▶ Given information

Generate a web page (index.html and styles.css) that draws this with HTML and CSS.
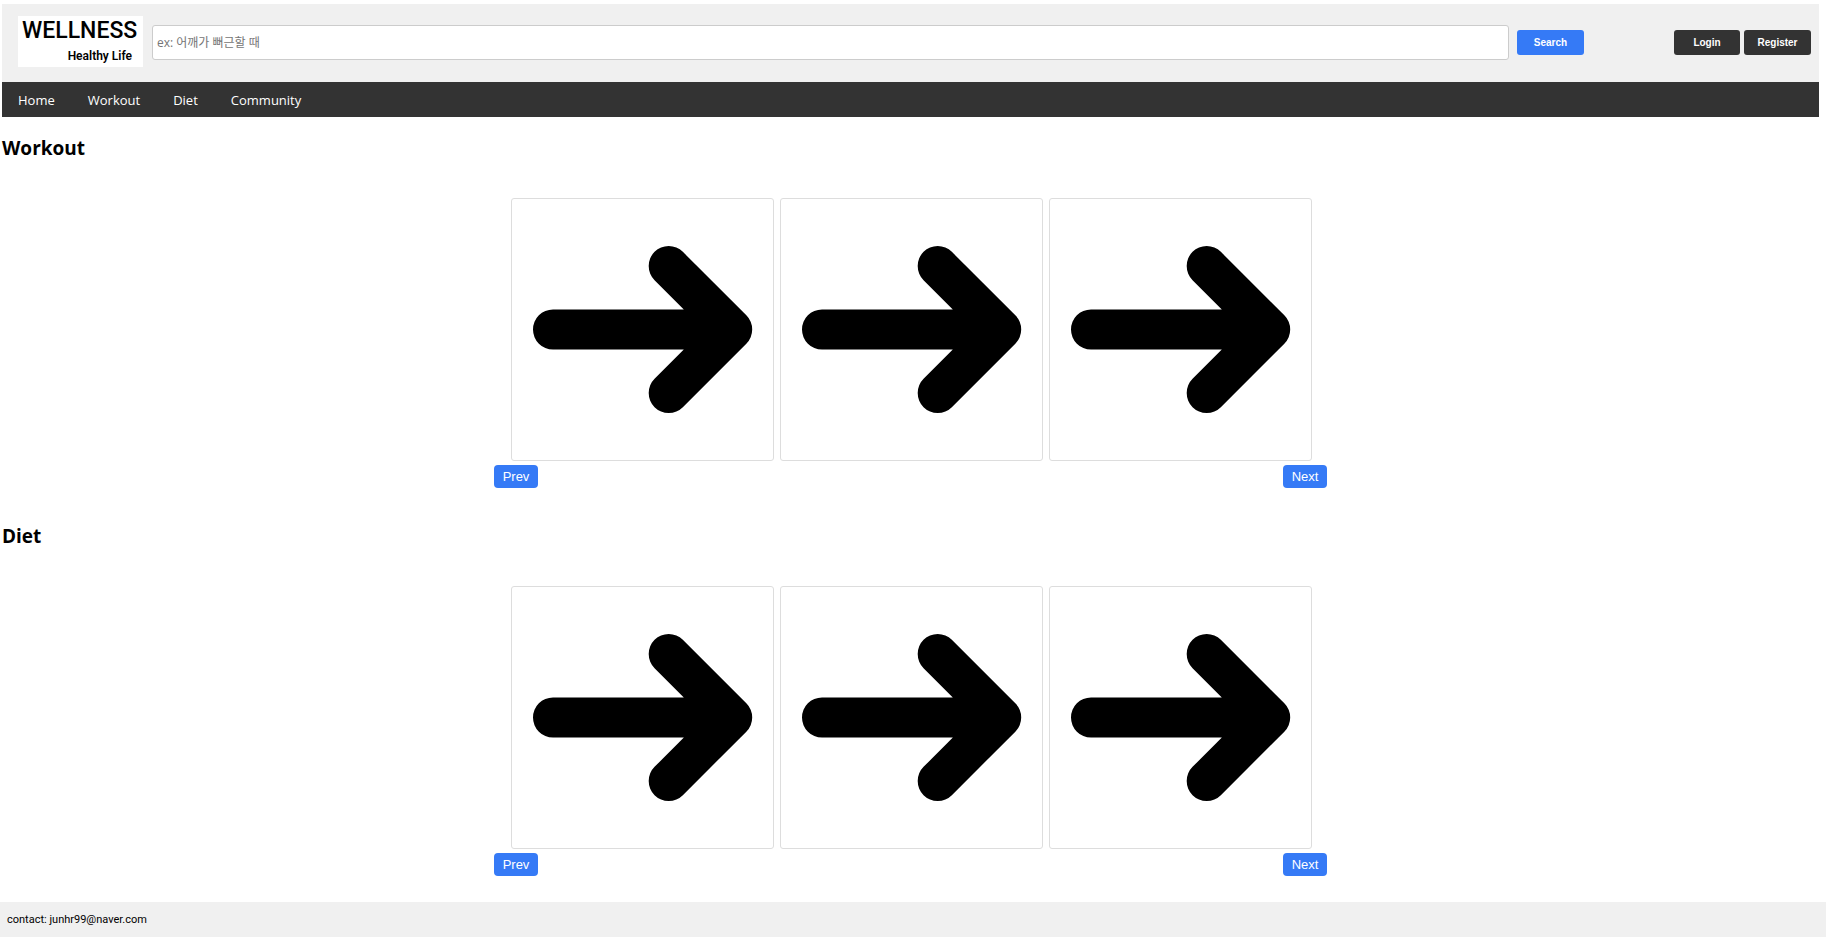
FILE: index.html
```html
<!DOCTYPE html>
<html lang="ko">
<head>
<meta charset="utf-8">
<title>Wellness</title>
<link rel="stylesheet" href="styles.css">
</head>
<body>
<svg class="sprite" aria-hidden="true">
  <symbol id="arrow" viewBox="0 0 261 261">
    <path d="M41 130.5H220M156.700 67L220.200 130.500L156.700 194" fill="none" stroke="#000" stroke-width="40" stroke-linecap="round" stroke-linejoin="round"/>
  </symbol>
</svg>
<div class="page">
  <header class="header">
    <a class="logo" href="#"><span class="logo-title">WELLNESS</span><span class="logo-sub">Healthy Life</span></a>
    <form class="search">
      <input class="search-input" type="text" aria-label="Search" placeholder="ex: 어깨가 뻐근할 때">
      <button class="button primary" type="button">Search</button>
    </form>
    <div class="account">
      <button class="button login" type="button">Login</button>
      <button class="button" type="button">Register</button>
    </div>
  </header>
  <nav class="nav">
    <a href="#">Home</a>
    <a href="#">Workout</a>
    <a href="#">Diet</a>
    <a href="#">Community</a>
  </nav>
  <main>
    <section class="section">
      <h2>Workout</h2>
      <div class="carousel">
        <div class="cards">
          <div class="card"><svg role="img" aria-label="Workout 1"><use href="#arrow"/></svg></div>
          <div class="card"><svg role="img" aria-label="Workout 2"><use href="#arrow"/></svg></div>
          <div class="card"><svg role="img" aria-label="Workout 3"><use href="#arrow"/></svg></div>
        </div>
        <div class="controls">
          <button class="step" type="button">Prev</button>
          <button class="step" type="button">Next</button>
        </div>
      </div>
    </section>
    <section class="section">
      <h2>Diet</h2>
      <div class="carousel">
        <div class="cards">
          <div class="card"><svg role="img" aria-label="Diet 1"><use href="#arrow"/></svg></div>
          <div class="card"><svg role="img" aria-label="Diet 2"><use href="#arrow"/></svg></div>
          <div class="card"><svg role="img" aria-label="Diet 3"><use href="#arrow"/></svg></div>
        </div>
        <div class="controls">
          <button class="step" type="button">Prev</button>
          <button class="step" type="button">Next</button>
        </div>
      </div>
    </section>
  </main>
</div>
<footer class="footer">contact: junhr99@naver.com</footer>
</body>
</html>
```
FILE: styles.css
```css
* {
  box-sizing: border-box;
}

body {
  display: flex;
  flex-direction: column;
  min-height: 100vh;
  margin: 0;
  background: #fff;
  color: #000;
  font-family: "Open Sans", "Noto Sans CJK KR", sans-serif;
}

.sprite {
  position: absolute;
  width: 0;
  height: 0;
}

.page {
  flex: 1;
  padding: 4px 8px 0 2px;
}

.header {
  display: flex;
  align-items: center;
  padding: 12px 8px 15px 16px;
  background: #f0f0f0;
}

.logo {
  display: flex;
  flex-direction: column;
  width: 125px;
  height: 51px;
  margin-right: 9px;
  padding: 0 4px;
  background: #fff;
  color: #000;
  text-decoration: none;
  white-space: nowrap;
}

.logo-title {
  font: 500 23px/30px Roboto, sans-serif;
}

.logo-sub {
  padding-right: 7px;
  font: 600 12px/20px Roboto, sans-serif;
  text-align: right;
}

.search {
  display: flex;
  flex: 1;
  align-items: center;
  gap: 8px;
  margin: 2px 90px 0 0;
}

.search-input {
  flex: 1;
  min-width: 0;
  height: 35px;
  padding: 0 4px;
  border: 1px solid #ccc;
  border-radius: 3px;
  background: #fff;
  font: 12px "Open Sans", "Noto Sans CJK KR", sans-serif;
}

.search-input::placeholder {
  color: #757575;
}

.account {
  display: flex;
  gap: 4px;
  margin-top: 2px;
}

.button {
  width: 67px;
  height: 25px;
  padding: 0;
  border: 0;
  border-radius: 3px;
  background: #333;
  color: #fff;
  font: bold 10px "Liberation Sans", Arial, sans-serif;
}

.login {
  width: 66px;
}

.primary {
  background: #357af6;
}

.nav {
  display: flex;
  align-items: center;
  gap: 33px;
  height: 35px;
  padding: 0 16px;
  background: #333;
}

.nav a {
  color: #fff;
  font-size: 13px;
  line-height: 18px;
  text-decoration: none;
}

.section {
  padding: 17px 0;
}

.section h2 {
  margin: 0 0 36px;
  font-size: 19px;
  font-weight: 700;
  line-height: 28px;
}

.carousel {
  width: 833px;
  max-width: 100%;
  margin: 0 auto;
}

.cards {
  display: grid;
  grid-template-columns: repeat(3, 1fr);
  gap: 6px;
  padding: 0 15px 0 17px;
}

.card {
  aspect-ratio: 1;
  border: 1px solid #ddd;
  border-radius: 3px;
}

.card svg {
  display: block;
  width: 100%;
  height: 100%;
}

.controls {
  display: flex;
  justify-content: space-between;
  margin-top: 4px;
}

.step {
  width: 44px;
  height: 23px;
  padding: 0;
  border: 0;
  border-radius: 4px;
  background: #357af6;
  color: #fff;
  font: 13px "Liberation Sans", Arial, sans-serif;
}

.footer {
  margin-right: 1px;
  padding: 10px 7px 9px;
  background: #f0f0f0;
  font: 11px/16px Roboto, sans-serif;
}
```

▶ Short task
Write the listing above out again exactly, dropping each image.

▶ Exercise result
Generate a web page (index.html and styles.css) that draws this with HTML and CSS.
FILE: index.html
```html
<!DOCTYPE html>
<html lang="ko">
<head>
<meta charset="utf-8">
<title>Wellness</title>
<link rel="stylesheet" href="styles.css">
</head>
<body>
<svg class="sprite" aria-hidden="true">
  <symbol id="arrow" viewBox="0 0 261 261">
    <path d="M41 130.5H220M156.700 67L220.200 130.500L156.700 194" fill="none" stroke="#000" stroke-width="40" stroke-linecap="round" stroke-linejoin="round"/>
  </symbol>
</svg>
<div class="page">
  <header class="header">
    <a class="logo" href="#"><span class="logo-title">WELLNESS</span><span class="logo-sub">Healthy Life</span></a>
    <form class="search">
      <input class="search-input" type="text" aria-label="Search" placeholder="ex: 어깨가 뻐근할 때">
      <button class="button primary" type="button">Search</button>
    </form>
    <div class="account">
      <button class="button login" type="button">Login</button>
      <button class="button" type="button">Register</button>
    </div>
  </header>
  <nav class="nav">
    <a href="#">Home</a>
    <a href="#">Workout</a>
    <a href="#">Diet</a>
    <a href="#">Community</a>
  </nav>
  <main>
    <section class="section">
      <h2>Workout</h2>
      <div class="carousel">
        <div class="cards">
          <div class="card"><svg role="img" aria-label="Workout 1"><use href="#arrow"/></svg></div>
          <div class="card"><svg role="img" aria-label="Workout 2"><use href="#arrow"/></svg></div>
          <div class="card"><svg role="img" aria-label="Workout 3"><use href="#arrow"/></svg></div>
        </div>
        <div class="controls">
          <button class="step" type="button">Prev</button>
          <button class="step" type="button">Next</button>
        </div>
      </div>
    </section>
    <section class="section">
      <h2>Diet</h2>
      <div class="carousel">
        <div class="cards">
          <div class="card"><svg role="img" aria-label="Diet 1"><use href="#arrow"/></svg></div>
          <div class="card"><svg role="img" aria-label="Diet 2"><use href="#arrow"/></svg></div>
          <div class="card"><svg role="img" aria-label="Diet 3"><use href="#arrow"/></svg></div>
        </div>
        <div class="controls">
          <button class="step" type="button">Prev</button>
          <button class="step" type="button">Next</button>
        </div>
      </div>
    </section>
  </main>
</div>
<footer class="footer">contact: junhr99@naver.com</footer>
</body>
</html>
```
FILE: styles.css
```css
* {
  box-sizing: border-box;
}

body {
  display: flex;
  flex-direction: column;
  min-height: 100vh;
  margin: 0;
  background: #fff;
  color: #000;
  font-family: "Open Sans", "Noto Sans CJK KR", sans-serif;
}

.sprite {
  position: absolute;
  width: 0;
  height: 0;
}

.page {
  flex: 1;
  padding: 4px 8px 0 2px;
}

.header {
  display: flex;
  align-items: center;
  padding: 12px 8px 15px 16px;
  background: #f0f0f0;
}

.logo {
  display: flex;
  flex-direction: column;
  width: 125px;
  height: 51px;
  margin-right: 9px;
  padding: 0 4px;
  background: #fff;
  color: #000;
  text-decoration: none;
  white-space: nowrap;
}

.logo-title {
  font: 500 23px/30px Roboto, sans-serif;
}

.logo-sub {
  padding-right: 7px;
  font: 600 12px/20px Roboto, sans-serif;
  text-align: right;
}

.search {
  display: flex;
  flex: 1;
  align-items: center;
  gap: 8px;
  margin: 2px 90px 0 0;
}

.search-input {
  flex: 1;
  min-width: 0;
  height: 35px;
  padding: 0 4px;
  border: 1px solid #ccc;
  border-radius: 3px;
  background: #fff;
  font: 12px "Open Sans", "Noto Sans CJK KR", sans-serif;
}

.search-input::placeholder {
  color: #757575;
}

.account {
  display: flex;
  gap: 4px;
  margin-top: 2px;
}

.button {
  width: 67px;
  height: 25px;
  padding: 0;
  border: 0;
  border-radius: 3px;
  background: #333;
  color: #fff;
  font: bold 10px "Liberation Sans", Arial, sans-serif;
}

.login {
  width: 66px;
}

.primary {
  background: #357af6;
}

.nav {
  display: flex;
  align-items: center;
  gap: 33px;
  height: 35px;
  padding: 0 16px;
  background: #333;
}

.nav a {
  color: #fff;
  font-size: 13px;
  line-height: 18px;
  text-decoration: none;
}

.section {
  padding: 17px 0;
}

.section h2 {
  margin: 0 0 36px;
  font-size: 19px;
  font-weight: 700;
  line-height: 28px;
}

.carousel {
  width: 833px;
  max-width: 100%;
  margin: 0 auto;
}

.cards {
  display: grid;
  grid-template-columns: repeat(3, 1fr);
  gap: 6px;
  padding: 0 15px 0 17px;
}

.card {
  aspect-ratio: 1;
  border: 1px solid #ddd;
  border-radius: 3px;
}

.card svg {
  display: block;
  width: 100%;
  height: 100%;
}

.controls {
  display: flex;
  justify-content: space-between;
  margin-top: 4px;
}

.step {
  width: 44px;
  height: 23px;
  padding: 0;
  border: 0;
  border-radius: 4px;
  background: #357af6;
  color: #fff;
  font: 13px "Liberation Sans", Arial, sans-serif;
}

.footer {
  margin-right: 1px;
  padding: 10px 7px 9px;
  background: #f0f0f0;
  font: 11px/16px Roboto, sans-serif;
}
```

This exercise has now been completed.